Emanuel campaigned on a promise to make the beat cop the “backbone” of the Chicago Police Department with a superintendent who understands and upholds that tenet.
“None of these [inside] guys have been real visible for three years, but it’s not their fault,” one source said, noting Weis was in the limelight.
Other sources said Emanuel’s choice between an insider and an outsider was a toss-up that “could go either way.”
“There are plenty of outside candidates with long experience in other departments. That’s different from bringing somebody in from the FBI,” said a source close to the mayor-elect’s transition team.
“If you put somebody in who’s a long-time beat cop in another department and surround that person with well-qualified insiders, you can make it work. It makes sense so long as they’re creative about crime-fighting strategies and their ability to work with the rank-and-file and the union,” the source said.
But Fraternal Order of Police President Mike Shields said: “It might be a challenge for an outsider coming in who is not familiar with not only our culture but with the players in the department.” The most important thing, he said, is for the new superintendent “to have our backs.”

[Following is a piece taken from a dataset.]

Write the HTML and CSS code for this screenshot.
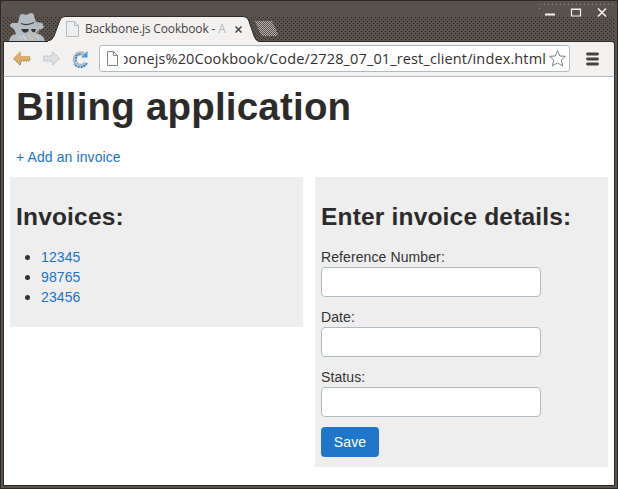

Emanuel has said he hopes to have his entire team, including a new police superintendent, in place by his May 16 inauguration.
The mayor-elect has said he would look for somebody who has the “trust and confidence” of the rank-and-file who viewed Weis as an outsider who didn’t have their backs. But he has made no firm commitment to choosing an insider to replace Weis, the first outsider in nearly 50 years to serve as Chicago Police superintendent.
Weis resigned March 1 on the final day of his three-year, $310,000-a-year contract and one week after Emanuel reaffirmed his commitment to dump him as superintendent. Weis was replaced on an interim basis by former police Supt. Terry Hillard, a former street cop who was popular with the rank and file.